The Abu Dhabi Urban Planning Council (UPC) has devised Estimada (“sustainability” in Arabic), essentially a LEED certification for the Middle East, in order to encourage energy-efficient architecture and construction. Now, on Saadiyat Island, next to landmarks designed by Nouvel, Gehry and Hadid, there’s a proposal to build a “green” mosque (http://www.thenational.ae/news/uae-news/environment/green-mosque-hopes-for-saadiyat-island).
However, sustainability and energy efficiency are oft-equated but distinct objectives. These innovations are incredible—examples for the region and for the whole world, from one of its most egregious environmental offenders. Nevertheless, one must ask if a truly sustainable city is possible here, in the middle of the desert; if you can buy your survival even in the most uninhabitable of habitats. Does Mother Earth sell any and every part of her body? Or, are these pop-up cities all across the Arabian Peninsula modern-day boomtowns, fated to be as fleeting as the foreigners who come to the country on two- to few-year contracts? Is the House of Saud a house of cards, certain to collapse?

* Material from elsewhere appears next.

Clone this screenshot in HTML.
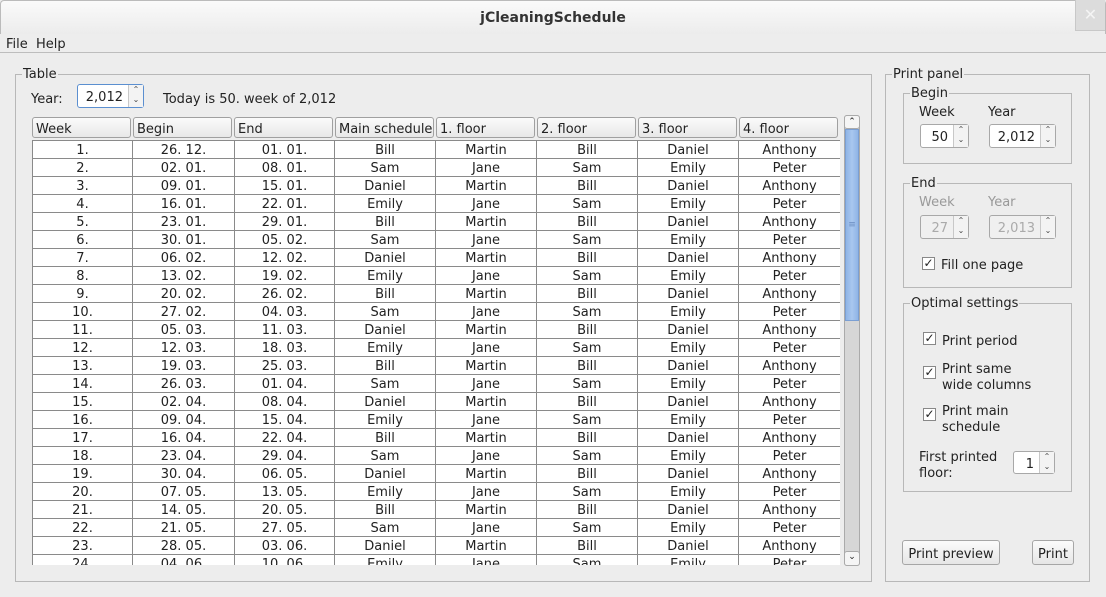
<!DOCTYPE html>
<html><head><meta charset="utf-8"><style>
*{margin:0;padding:0;box-sizing:border-box}
body{width:1106px;height:597px;background:#ededed;font-family:"DejaVu Sans","Liberation Sans",sans-serif;font-size:13px;color:#222;position:relative;overflow:hidden}
.a{position:absolute}
.title{left:0;top:0;width:1106px;height:34px;background:linear-gradient(#fafafa,#ececec);text-align:center;line-height:34px;font-weight:bold;font-size:14px;color:#333;border:1px solid #bbb;border-bottom:none;border-radius:4px 4px 0 0}
.close{left:1075px;top:0;width:30px;height:31px;background:#dcdcdc;border-left:1px solid #c8c8c8;border-bottom:1px solid #c8c8c8;color:#f4f4f4;font-size:16px;text-align:center;line-height:30px;font-weight:bold}
.menu{left:0;top:34px;width:1106px;height:19px;border-bottom:1px solid #bdbdbd;line-height:22px;padding-left:6px}
fieldset{position:absolute;border:1px solid #b8b8b8}
legend{padding:0 1px;margin-left:6px;line-height:13px}
.spin{position:absolute;background:#fff;border:1px solid #a8a8a8;border-radius:3px;text-align:right;padding-right:20px;line-height:25px}
.spin b{position:absolute;right:0;top:0;width:15px;height:100%;border-left:1px solid #c8c8c8;background:#f3f3f3;font-weight:normal;font-size:8px;line-height:10px;text-align:center;color:#444}
.dis{color:#aaa;background:#f0f0f0}
table{position:absolute;left:32px;top:138px;border-collapse:collapse;table-layout:fixed;background:#fff}
td{border:1px solid #8a8a8a;height:18px;text-align:center;line-height:15px;padding:2px 0 0 0;vertical-align:top;white-space:nowrap;overflow:hidden}
.hd{position:absolute;top:117px;height:21px;border:1px solid #a0a0a0;border-radius:3px;background:linear-gradient(#fbfbfb,#e8e8e8);line-height:24px;padding-left:3px}
.cb{position:absolute;width:13px;height:13px;border:1px solid #888;background:#fff;font-size:12px;line-height:11px;text-align:center}
.btn{position:absolute;border:1px solid #a6a6a6;border-radius:3px;background:linear-gradient(#fbfbfb,#e6e6e6);text-align:center;line-height:27px}
</style></head><body>
<div class="a title">jCleaningSchedule</div>
<div class="a close">✕</div>
<div class="a menu">File&nbsp;&nbsp;Help</div>

<fieldset style="left:15px;top:68px;width:857px;height:514px"><legend>Table</legend></fieldset>
<div class="a" style="left:31px;top:92px">Year:</div>
<div class="spin" style="left:77px;top:84px;width:67px;height:24px;border-color:#5b8fd0">2,012<b>⌃<br>⌄</b></div>
<div class="a" style="left:163px;top:92px">Today is 50. week of 2,012</div>

<div class="hd" style="left:32px;width:99px">Week</div>
<div class="hd" style="left:133px;width:99px">Begin</div>
<div class="hd" style="left:234px;width:99px">End</div>
<div class="hd" style="left:335px;width:99px">Main schedule</div>
<div class="hd" style="left:436px;width:99px">1. floor</div>
<div class="hd" style="left:537px;width:99px">2. floor</div>
<div class="hd" style="left:638px;width:99px">3. floor</div>
<div class="hd" style="left:739px;width:99px">4. floor</div>

<div class="a" style="left:32px;top:138px;width:808px;height:427px;overflow:hidden">
<table style="left:0;top:2px;width:808px">
<colgroup><col style="width:100px"><col style="width:102px"><col style="width:100px"><col style="width:101px"><col style="width:101px"><col style="width:101px"><col style="width:101px"><col style="width:102px"></colgroup>
<tr><td>1.</td><td>26. 12.</td><td>01. 01.</td><td>Bill</td><td>Martin</td><td>Bill</td><td>Daniel</td><td>Anthony</td></tr>
<tr><td>2.</td><td>02. 01.</td><td>08. 01.</td><td>Sam</td><td>Jane</td><td>Sam</td><td>Emily</td><td>Peter</td></tr>
<tr><td>3.</td><td>09. 01.</td><td>15. 01.</td><td>Daniel</td><td>Martin</td><td>Bill</td><td>Daniel</td><td>Anthony</td></tr>
<tr><td>4.</td><td>16. 01.</td><td>22. 01.</td><td>Emily</td><td>Jane</td><td>Sam</td><td>Emily</td><td>Peter</td></tr>
<tr><td>5.</td><td>23. 01.</td><td>29. 01.</td><td>Bill</td><td>Martin</td><td>Bill</td><td>Daniel</td><td>Anthony</td></tr>
<tr><td>6.</td><td>30. 01.</td><td>05. 02.</td><td>Sam</td><td>Jane</td><td>Sam</td><td>Emily</td><td>Peter</td></tr>
<tr><td>7.</td><td>06. 02.</td><td>12. 02.</td><td>Daniel</td><td>Martin</td><td>Bill</td><td>Daniel</td><td>Anthony</td></tr>
<tr><td>8.</td><td>13. 02.</td><td>19. 02.</td><td>Emily</td><td>Jane</td><td>Sam</td><td>Emily</td><td>Peter</td></tr>
<tr><td>9.</td><td>20. 02.</td><td>26. 02.</td><td>Bill</td><td>Martin</td><td>Bill</td><td>Daniel</td><td>Anthony</td></tr>
<tr><td>10.</td><td>27. 02.</td><td>04. 03.</td><td>Sam</td><td>Jane</td><td>Sam</td><td>Emily</td><td>Peter</td></tr>
<tr><td>11.</td><td>05. 03.</td><td>11. 03.</td><td>Daniel</td><td>Martin</td><td>Bill</td><td>Daniel</td><td>Anthony</td></tr>
<tr><td>12.</td><td>12. 03.</td><td>18. 03.</td><td>Emily</td><td>Jane</td><td>Sam</td><td>Emily</td><td>Peter</td></tr>
<tr><td>13.</td><td>19. 03.</td><td>25. 03.</td><td>Bill</td><td>Martin</td><td>Bill</td><td>Daniel</td><td>Anthony</td></tr>
<tr><td>14.</td><td>26. 03.</td><td>01. 04.</td><td>Sam</td><td>Jane</td><td>Sam</td><td>Emily</td><td>Peter</td></tr>
<tr><td>15.</td><td>02. 04.</td><td>08. 04.</td><td>Daniel</td><td>Martin</td><td>Bill</td><td>Daniel</td><td>Anthony</td></tr>
<tr><td>16.</td><td>09. 04.</td><td>15. 04.</td><td>Emily</td><td>Jane</td><td>Sam</td><td>Emily</td><td>Peter</td></tr>
<tr><td>17.</td><td>16. 04.</td><td>22. 04.</td><td>Bill</td><td>Martin</td><td>Bill</td><td>Daniel</td><td>Anthony</td></tr>
<tr><td>18.</td><td>23. 04.</td><td>29. 04.</td><td>Sam</td><td>Jane</td><td>Sam</td><td>Emily</td><td>Peter</td></tr>
<tr><td>19.</td><td>30. 04.</td><td>06. 05.</td><td>Daniel</td><td>Martin</td><td>Bill</td><td>Daniel</td><td>Anthony</td></tr>
<tr><td>20.</td><td>07. 05.</td><td>13. 05.</td><td>Emily</td><td>Jane</td><td>Sam</td><td>Emily</td><td>Peter</td></tr>
<tr><td>21.</td><td>14. 05.</td><td>20. 05.</td><td>Bill</td><td>Martin</td><td>Bill</td><td>Daniel</td><td>Anthony</td></tr>
<tr><td>22.</td><td>21. 05.</td><td>27. 05.</td><td>Sam</td><td>Jane</td><td>Sam</td><td>Emily</td><td>Peter</td></tr>
<tr><td>23.</td><td>28. 05.</td><td>03. 06.</td><td>Daniel</td><td>Martin</td><td>Bill</td><td>Daniel</td><td>Anthony</td></tr>
<tr><td>24.</td><td>04. 06.</td><td>10. 06.</td><td>Emily</td><td>Jane</td><td>Sam</td><td>Emily</td><td>Peter</td></tr>
</table></div>

<div class="a" style="left:844px;top:115px;width:16px;height:451px;background:#d6d6d6;border:1px solid #aaa;border-radius:3px"></div>
<div class="a" style="left:844px;top:115px;width:16px;height:14px;background:#f5f5f5;border:1px solid #aaa;border-radius:3px;font-size:9px;text-align:center;line-height:13px">⌃</div>
<div class="a" style="left:845px;top:129px;width:14px;height:192px;background:linear-gradient(90deg,#8fb4e6,#a9c7ef,#8fb4e6);border:1px solid #7b9fd3;color:#6a8cc0;font-size:9px;text-align:center;line-height:190px">≡</div>
<div class="a" style="left:844px;top:551px;width:16px;height:15px;background:#f5f5f5;border:1px solid #aaa;border-radius:3px;font-size:9px;text-align:center;line-height:11px">⌄</div>

<fieldset style="left:885px;top:68px;width:205px;height:514px"><legend>Print panel</legend></fieldset>
<fieldset style="left:903px;top:87px;width:169px;height:77px"><legend>Begin</legend></fieldset>
<div class="a" style="left:919px;top:105px">Week</div><div class="a" style="left:988px;top:105px">Year</div>
<div class="spin" style="left:920px;top:124px;width:49px;height:24px">50<b>⌃<br>⌄</b></div>
<div class="spin" style="left:989px;top:124px;width:67px;height:24px">2,012<b>⌃<br>⌄</b></div>

<fieldset style="left:903px;top:177px;width:169px;height:111px"><legend>End</legend></fieldset>
<div class="a" style="left:919px;top:195px;color:#999">Week</div><div class="a" style="left:988px;top:195px;color:#999">Year</div>
<div class="spin dis" style="left:920px;top:215px;width:49px;height:24px">27<b>⌃<br>⌄</b></div>
<div class="spin dis" style="left:989px;top:215px;width:67px;height:24px">2,013<b>⌃<br>⌄</b></div>
<div class="cb" style="left:922px;top:257px">✓</div><div class="a" style="left:941px;top:258px">Fill one page</div>

<fieldset style="left:903px;top:297px;width:169px;height:195px"><legend>Optimal settings</legend></fieldset>
<div class="cb" style="left:923px;top:332px">✓</div><div class="a" style="left:942px;top:334px">Print period</div>
<div class="cb" style="left:923px;top:366px">✓</div><div class="a" style="left:942px;top:362px;line-height:16px">Print same<br>wide columns</div>
<div class="cb" style="left:923px;top:408px">✓</div><div class="a" style="left:942px;top:404px;line-height:16px">Print main<br>schedule</div>
<div class="a" style="left:919px;top:450px;line-height:16px">First printed<br>floor:</div>
<div class="spin" style="left:1013px;top:451px;width:42px;height:23px">1<b>⌃<br>⌄</b></div>

<div class="btn" style="left:902px;top:540px;width:98px;height:25px">Print preview</div>
<div class="btn" style="left:1032px;top:540px;width:42px;height:25px">Print</div>
</body></html>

Let’s leave aside the existential questions for now. If the paradigm of sustainable development is possible anywhere, it’s safe to say that with such substantial investment, the necessary technology may well be invented, tested and perfected in the UAE. I’m pretty sure the green of the Arab flag has nothing to do with environmentalism—but “going green” may be the only way the Gulf can endure after its own Gilded Age.